In the past, bands could play from a historic “floating” bandstand that still sits in the middle of the bay, roped with decorative lights and surrounded by boats in the busy marina. However, electrical issues and logistical difficulties have moved concerts to the shore-front bandstand for years now, Troendle said.

Saturday evening, Noyes and her husband, Gary, sat in lawn chairs in the grass, set back from the most crowded area directly in front of the stage.

“It’s a great atmosphere, so we come pretty often,” she said. “We don’t like to miss out. It’s something to do on a Saturday night.”

To the left of the bandstand, in front of the water, Mary Butka rocked one of her children in a stroller while the other four danced nearby. She said they love the music and the fireworks, especially her daughter Emmaline.

“We got out of the car, and she was dancing right away,” Butka said. “It was pretty funny.”

Behind her in the parking lot, people set up chairs tailgate-style with the trunks of their cars open, and many perched their children on the car roofs for better views. Some parents kept one eye on the stage and one on the water as their kids splashed and swam just off-shore.

“We really work to make it completely family friendly,” Troendle said.

Butka lives in Alton and said she appreciates the “small-town vibe” in the area.

“As far as the Lakes Region goes, this place is great,” she said. “You’ve got some smaller restaurants that are nicer; it’s not just all chains.”

For nearby dining options, Shibley’s was the key word.

“We eat at Shibley’s a lot,” said Marie VonDohlen of Alton.

“We came down just to have dinner at Shibley’s,” Greer said.

“We always order out from Shibley’s and eat on the boat,” Poire said.

Across the street from the shore-front bandstand, Shibley’s Soft and Hard Ice Cream maintained a constant line of customers who ordered seafood, burgers and ice cream from the window. On the water side of the street, Shibley’s at the Pier provided more formal options for sitting down indoors or outside on the deck.

The Poires enjoy pulling their boat into one of the boat parking spots behind Shibley’s, Linda said, calling it “the best place to relax.” They took their boat down Lake Winnipesaukee from Gilford for the evening of music on the water.

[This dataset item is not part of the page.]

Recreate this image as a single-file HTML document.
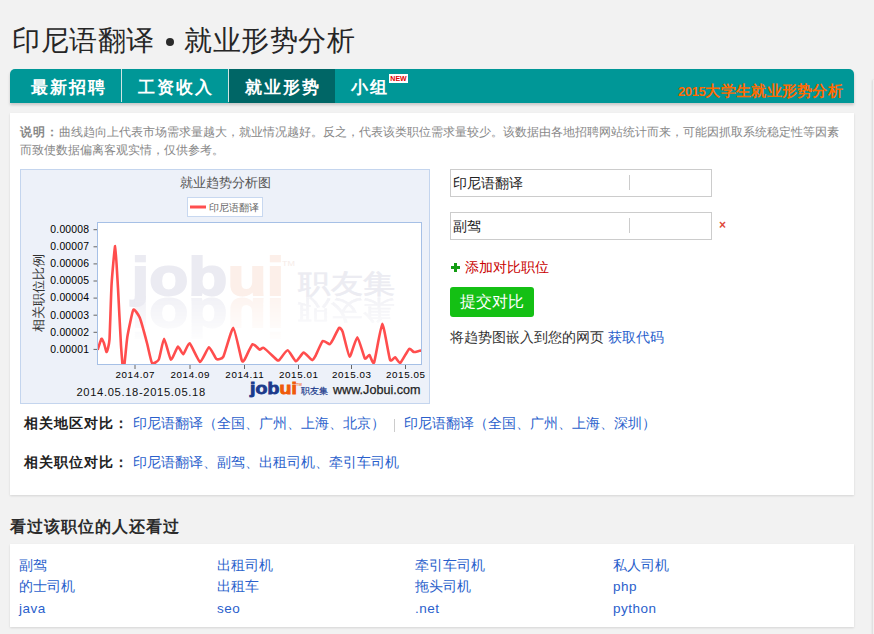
<!DOCTYPE html>
<html><head><meta charset="utf-8">
<style>
*{margin:0;padding:0;box-sizing:border-box}
html,body{width:874px;height:634px;overflow:hidden;background:#f2f2f2;font-family:"Liberation Sans",sans-serif;color:#333}
.a{position:absolute;white-space:nowrap}
#title{left:12px;top:23px;font-size:28px;line-height:36px;color:#262626;letter-spacing:0.6px}
#nav{left:10px;top:69px;width:844px;height:34px;background:#009797;border-radius:5px 5px 0 0;box-shadow:0 2px 3px rgba(0,0,0,.18)}
.tab{top:2px;height:34px;font-size:17px;font-weight:bold;color:#fff;line-height:34px;letter-spacing:2px}
.sep{top:0;width:1px;height:33px;background:#d2e4e3}
#panel{left:10px;top:113px;width:844px;height:382px;background:#fff;box-shadow:0 1px 2px rgba(0,0,0,.12)}
.desc{font-size:12px;line-height:18px;color:#888}
.link{color:#2a5fcc}
#panel2{left:10px;top:544px;width:844px;height:83px;background:#fff;box-shadow:0 1px 2px rgba(0,0,0,.12)}
.ln{font-size:14px;line-height:21px;color:#2a5fcc;top:555px !important}
</style></head><body>
<div class="a" id="title">印尼语翻译<span style="display:inline-block;width:8px;height:8px;border-radius:50%;background:#2b2b2b;margin:0 10px 0 11px;vertical-align:middle;position:relative;top:-1px"></span>就业形势分析</div>

<div class="a" id="nav">
  <div class="a tab" style="left:21px">最新招聘</div>
  <div class="a sep" style="left:111px"></div>
  <div class="a tab" style="left:128px">工资收入</div>
  <div class="a sep" style="left:218px"></div>
  <div class="a" style="left:219px;top:0;width:106px;height:34px;background:#006666"></div>
  <div class="a tab" style="left:235px">就业形势</div>
  <div class="a tab" style="left:341px">小组</div>
  <div class="a" style="left:379px;top:5px;width:19px;height:9px;background:#fff;color:#d00;font-size:7px;font-weight:bold;line-height:9px;text-align:center">NEW</div>
  <div class="a" style="left:668px;top:14px;font-size:15px;line-height:15px;font-weight:bold;color:#ff6a00;letter-spacing:0.3px"><span style="font-size:13px;letter-spacing:-0.4px">2015</span>大学生就业形势分析</div>
</div>

<div class="a" id="panel"></div>

<div class="a desc" style="left:20px;top:123px;width:826px;white-space:normal"><b style="letter-spacing:1px">说明：</b>曲线趋向上代表市场需求量越大，就业情况越好。反之，代表该类职位需求量较少。该数据由各地招聘网站统计而来，可能因抓取系统稳定性等因素而致使数据偏离客观实情，仅供参考。</div>

<!-- CHART -->
<svg class="a" style="left:20px;top:169px" width="411" height="235" viewBox="20 169 411 235" font-family="Liberation Sans, sans-serif">
<rect x="20.5" y="169.5" width="409" height="234" fill="#edf1f9" stroke="#c4d5ee"/>
<text x="225" y="187" font-size="13" fill="#555" text-anchor="middle">就业趋势分析图</text>
<rect x="187.5" y="197.5" width="75" height="19" fill="#fff" stroke="#c8d8f0"/>
<line x1="190" y1="207" x2="206" y2="207" stroke="#ff4f4f" stroke-width="3"/>
<text x="209" y="211" font-size="10" fill="#666">印尼语翻译</text>
<rect x="97.5" y="222.5" width="324" height="142" fill="#fff" stroke="#a6c0e6"/>
<defs><linearGradient id="fg" x1="0" y1="0" x2="0" y2="1"><stop offset="0" stop-color="#fff" stop-opacity="0.7"/><stop offset="1" stop-color="#fff" stop-opacity="0"/></linearGradient><mask id="fm" maskUnits="userSpaceOnUse" x="98" y="296" width="323" height="50"><rect x="98" y="296" width="323" height="50" fill="url(#fg)"/></mask></defs>
<g><g transform="translate(0,295) scale(1,0.84) translate(0,-295)"><text x="131.5" y="295" font-size="64" font-weight="bold" fill="#ebebf2" stroke="#ebebf2" stroke-width="2.2">job<tspan fill="#fcefe9" stroke="#fcefe9">ui</tspan></text><text x="298.5" y="293" font-size="32" fill="#ececf2" stroke="#ececf2" stroke-width="0.7">职友集</text><text x="282" y="260" font-size="9" fill="#f6ece8">TM</text></g></g>
<g mask="url(#fm)"><g transform="translate(0,594) scale(1,-1)"><g transform="translate(0,295) scale(1,0.84) translate(0,-295)"><text x="131.5" y="295" font-size="64" font-weight="bold" fill="#ebebf2" stroke="#ebebf2" stroke-width="2.2">job<tspan fill="#fcefe9" stroke="#fcefe9">ui</tspan></text><text x="298.5" y="293" font-size="32" fill="#ececf2" stroke="#ececf2" stroke-width="0.7">职友集</text></g></g></g>
<clipPath id="pc"><rect x="98" y="223" width="323" height="141"/></clipPath>
<path clip-path="url(#pc)" d="M97.6,349.9 C97.9,349.0 100.9,339.4 101.4,338.8 C101.9,338.2 103.5,341.9 103.9,343.0 C104.3,344.1 106.2,352.3 106.7,352.0 C107.2,351.7 109.1,345.0 109.5,339.3 C109.9,333.6 111.1,291.8 111.6,284.0 C112.1,276.2 114.7,245.7 115.2,246.0 C115.7,246.3 117.5,279.9 118.0,288.2 C118.5,296.5 120.5,338.6 121.0,345.6 C121.5,352.6 123.0,372.7 123.5,372.0 C124.0,371.3 126.5,342.3 127.3,337.1 C128.1,331.9 132.3,311.5 133.3,309.9 C134.3,308.3 138.5,314.8 139.7,317.6 C140.8,320.4 146.1,339.7 147.1,343.5 C148.1,347.3 151.0,361.7 152.0,363.0 C153.0,364.3 157.8,361.5 158.8,359.5 C159.8,357.5 163.1,338.8 164.1,338.8 C165.1,338.8 169.8,359.1 170.9,359.7 C172.1,360.3 176.9,347.1 177.9,346.6 C178.9,346.2 182.3,354.6 183.3,354.3 C184.3,354.0 188.2,342.7 189.6,343.3 C191.0,343.9 198.5,361.7 200.1,362.0 C201.7,362.3 207.6,347.6 209.0,347.3 C210.4,347.1 215.2,358.2 216.4,359.0 C217.6,359.8 222.0,359.2 223.4,356.6 C224.8,354.0 231.8,327.6 233.3,327.9 C234.8,328.2 240.8,357.5 241.7,360.1 C242.6,362.8 243.6,361.0 244.5,359.7 C245.4,358.4 251.3,345.0 252.6,344.2 C253.9,343.4 258.7,349.3 259.6,349.6 C260.5,349.9 262.4,347.1 263.9,348.0 C265.4,348.9 275.9,359.1 277.2,360.1 C278.5,361.1 278.6,360.5 279.5,359.7 C280.4,358.9 286.3,350.2 287.7,350.3 C289.1,350.4 294.6,361.1 295.9,361.3 C297.2,361.5 302.2,352.7 303.6,352.6 C305.0,352.5 311.2,359.9 312.2,360.1 C313.2,360.3 314.8,357.1 315.7,355.5 C316.6,353.9 321.5,341.9 322.7,341.0 C323.9,340.1 328.8,344.4 329.7,344.2 C330.6,344.0 332.4,340.5 333.2,339.1 C334.0,337.7 338.3,328.5 339.1,327.9 C339.9,327.3 341.7,329.2 342.6,331.6 C343.5,334.0 348.4,356.1 349.6,356.6 C350.8,357.1 356.0,337.1 357.3,337.2 C358.6,337.3 363.8,356.8 364.8,358.3 C365.8,359.8 368.6,354.6 369.4,355.0 C370.2,355.4 373.0,365.1 374.1,362.5 C375.2,359.9 381.0,324.1 382.3,323.9 C383.6,323.7 388.9,356.9 390.0,359.7 C391.1,362.5 394.2,357.0 395.1,357.3 C396.0,357.6 399.1,363.6 400.3,362.9 C401.5,362.2 408.0,349.8 409.1,348.9 C410.2,348.0 412.9,351.8 413.8,352.0 C414.7,352.2 418.9,350.9 419.6,350.8 C420.3,350.7 421.8,350.5 422.0,350.5" fill="none" stroke="#ff4d4d" stroke-width="2.6" stroke-linejoin="round"/>
<line x1="93.5" y1="229.7" x2="97" y2="229.7" stroke="#666" stroke-width="1"/>
<text x="89.3" y="233.0" font-size="10.4" fill="#000" text-anchor="end" letter-spacing="0.2">0.00008</text>
<line x1="93.5" y1="246.8" x2="97" y2="246.8" stroke="#666" stroke-width="1"/>
<text x="89.3" y="250.1" font-size="10.4" fill="#000" text-anchor="end" letter-spacing="0.2">0.00007</text>
<line x1="93.5" y1="263.9" x2="97" y2="263.9" stroke="#666" stroke-width="1"/>
<text x="89.3" y="267.2" font-size="10.4" fill="#000" text-anchor="end" letter-spacing="0.2">0.00006</text>
<line x1="93.5" y1="281.0" x2="97" y2="281.0" stroke="#666" stroke-width="1"/>
<text x="89.3" y="284.3" font-size="10.4" fill="#000" text-anchor="end" letter-spacing="0.2">0.00005</text>
<line x1="93.5" y1="298.1" x2="97" y2="298.1" stroke="#666" stroke-width="1"/>
<text x="89.3" y="301.4" font-size="10.4" fill="#000" text-anchor="end" letter-spacing="0.2">0.00004</text>
<line x1="93.5" y1="315.2" x2="97" y2="315.2" stroke="#666" stroke-width="1"/>
<text x="89.3" y="318.5" font-size="10.4" fill="#000" text-anchor="end" letter-spacing="0.2">0.00003</text>
<line x1="93.5" y1="332.3" x2="97" y2="332.3" stroke="#666" stroke-width="1"/>
<text x="89.3" y="335.6" font-size="10.4" fill="#000" text-anchor="end" letter-spacing="0.2">0.00002</text>
<line x1="93.5" y1="349.4" x2="97" y2="349.4" stroke="#666" stroke-width="1"/>
<text x="89.3" y="352.7" font-size="10.4" fill="#000" text-anchor="end" letter-spacing="0.2">0.00001</text>
<line x1="135.0" y1="365" x2="135.0" y2="369" stroke="#666" stroke-width="1"/>
<text x="135.3" y="378.3" font-size="9.8" fill="#000" text-anchor="middle" letter-spacing="0.6">2014.07</text>
<line x1="190.0" y1="365" x2="190.0" y2="369" stroke="#666" stroke-width="1"/>
<text x="190.3" y="378.3" font-size="9.8" fill="#000" text-anchor="middle" letter-spacing="0.6">2014.09</text>
<line x1="244.5" y1="365" x2="244.5" y2="369" stroke="#666" stroke-width="1"/>
<text x="244.8" y="378.3" font-size="9.8" fill="#000" text-anchor="middle" letter-spacing="0.6">2014.11</text>
<line x1="298.5" y1="365" x2="298.5" y2="369" stroke="#666" stroke-width="1"/>
<text x="298.8" y="378.3" font-size="9.8" fill="#000" text-anchor="middle" letter-spacing="0.6">2015.01</text>
<line x1="351.5" y1="365" x2="351.5" y2="369" stroke="#666" stroke-width="1"/>
<text x="351.8" y="378.3" font-size="9.8" fill="#000" text-anchor="middle" letter-spacing="0.6">2015.03</text>
<line x1="405.5" y1="365" x2="405.5" y2="369" stroke="#666" stroke-width="1"/>
<text x="405.8" y="378.3" font-size="9.8" fill="#000" text-anchor="middle" letter-spacing="0.6">2015.05</text>
<text x="38" y="293" font-size="13" fill="#333" text-anchor="middle" transform="rotate(-90 38 293)" dominant-baseline="central">相关职位比例</text>
<text x="76.5" y="395.8" font-size="11.2" fill="#111" letter-spacing="0.65">2014.05.18-2015.05.18</text>
<g transform="translate(0,394.5) scale(1,0.83) translate(0,-394.5)"><text x="250" y="394.5" font-size="19.5" font-weight="bold" fill="#1b3a8c" stroke="#1b3a8c" stroke-width="1" letter-spacing="0.1">job<tspan fill="#f05a0a" stroke="#f05a0a">ui</tspan></text></g>
<text x="296" y="385.5" font-size="4" font-weight="bold" fill="#f08050">TM</text>
<text x="300.5" y="393.6" font-size="9.4" fill="#1b3a8c" stroke="#1b3a8c" stroke-width="0.2">职友集</text>
<text x="333" y="394.3" font-size="12.6" fill="#222" stroke="#222" stroke-width="0.25">www.Jobui.com</text>
</svg>

<!-- FORM -->
<div class="a" style="left:450px;top:169px;width:262px;height:28px;border:1px solid #ccc;background:#fff"></div>
<div class="a" style="left:453px;top:173px;font-size:14px;line-height:20px;color:#222">印尼语翻译</div>
<div class="a" style="left:629px;top:175px;width:1px;height:15px;background:#ccc"></div>
<div class="a" style="left:450px;top:212px;width:262px;height:28px;border:1px solid #ccc;background:#fff"></div>
<div class="a" style="left:453px;top:216px;font-size:14px;line-height:20px;color:#222">副驾</div>
<div class="a" style="left:629px;top:218px;width:1px;height:15px;background:#ccc"></div>
<div class="a" style="left:719px;top:219px;font-size:12px;line-height:12px;color:#e04a3a;font-weight:bold">×</div>

<div class="a" style="left:451px;top:266px;width:9px;height:3px;background:#139c13"></div><div class="a" style="left:454px;top:263px;width:3px;height:9px;background:#139c13"></div>
<div class="a" style="left:465px;top:257px;font-size:14px;line-height:20px;color:#c80000">添加对比职位</div>
<div class="a" style="left:450px;top:287px;width:84px;height:30px;background:#14c014;border-radius:3px;color:#fff;font-size:16px;line-height:30px;text-align:center">提交对比</div>
<div class="a" style="left:450px;top:327px;font-size:14px;line-height:20px;color:#333">将趋势图嵌入到您的网页 <span class="link">获取代码</span></div>

<div class="a" style="left:24px;top:413px;font-size:14px;line-height:20px;color:#222;font-weight:bold;letter-spacing:1px">相关地区对比：</div>
<div class="a link" style="left:133px;top:413px;font-size:14px;line-height:20px">印尼语翻译（全国、广州、上海、北京）</div>
<div class="a" style="left:394px;top:419px;width:1px;height:13px;background:#ccc"></div>
<div class="a link" style="left:404px;top:413px;font-size:14px;line-height:20px">印尼语翻译（全国、广州、上海、深圳）</div>
<div class="a" style="left:24px;top:452px;font-size:14px;line-height:20px;color:#222;font-weight:bold;letter-spacing:1px">相关职位对比：</div>
<div class="a link" style="left:133px;top:452px;font-size:14px;line-height:20px">印尼语翻译、副驾、出租司机、牵引车司机</div>

<div class="a" style="left:10px;top:516px;font-size:16px;line-height:22px;color:#2b2b2b;font-weight:bold;letter-spacing:1px">看过该职位的人还看过</div>
<div class="a" id="panel2"></div>
<div class="a ln" style="left:19px;top:554px">副驾<br>的士司机<br><span style="font-size:13.5px;letter-spacing:0.5px;position:relative;top:1px">java</span></div>
<div class="a ln" style="left:217px;top:554px">出租司机<br>出租车<br><span style="font-size:13.5px;letter-spacing:0.5px;position:relative;top:1px">seo</span></div>
<div class="a ln" style="left:415px;top:554px">牵引车司机<br>拖头司机<br><span style="font-size:13.5px;letter-spacing:0.5px;position:relative;top:1px">.net</span></div>
<div class="a ln" style="left:613px;top:554px">私人司机<br><span style="font-size:13.5px;letter-spacing:0.5px">php</span><br><span style="font-size:13.5px;letter-spacing:0.5px;position:relative;top:1px">python</span></div>
<div class="a" style="left:873px;top:80px;width:10px;height:560px;background:#f2f2f2;box-shadow:-1px 0 2px rgba(0,0,0,.10)"></div>
</body></html>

“Some people come here and say, ‘Oh, what a wonderful place for a vacation.’ Well, we’re gifted to be able to live here year-round,” Poire said. “We’re very grateful.”

After an intermission, City Limits began to play a cover of Van Morrison’s “Brown Eyed Girl,” and Poire and Greer immediately began dancing on the dock again.

“Better get out of the way,” Poire said with a grin.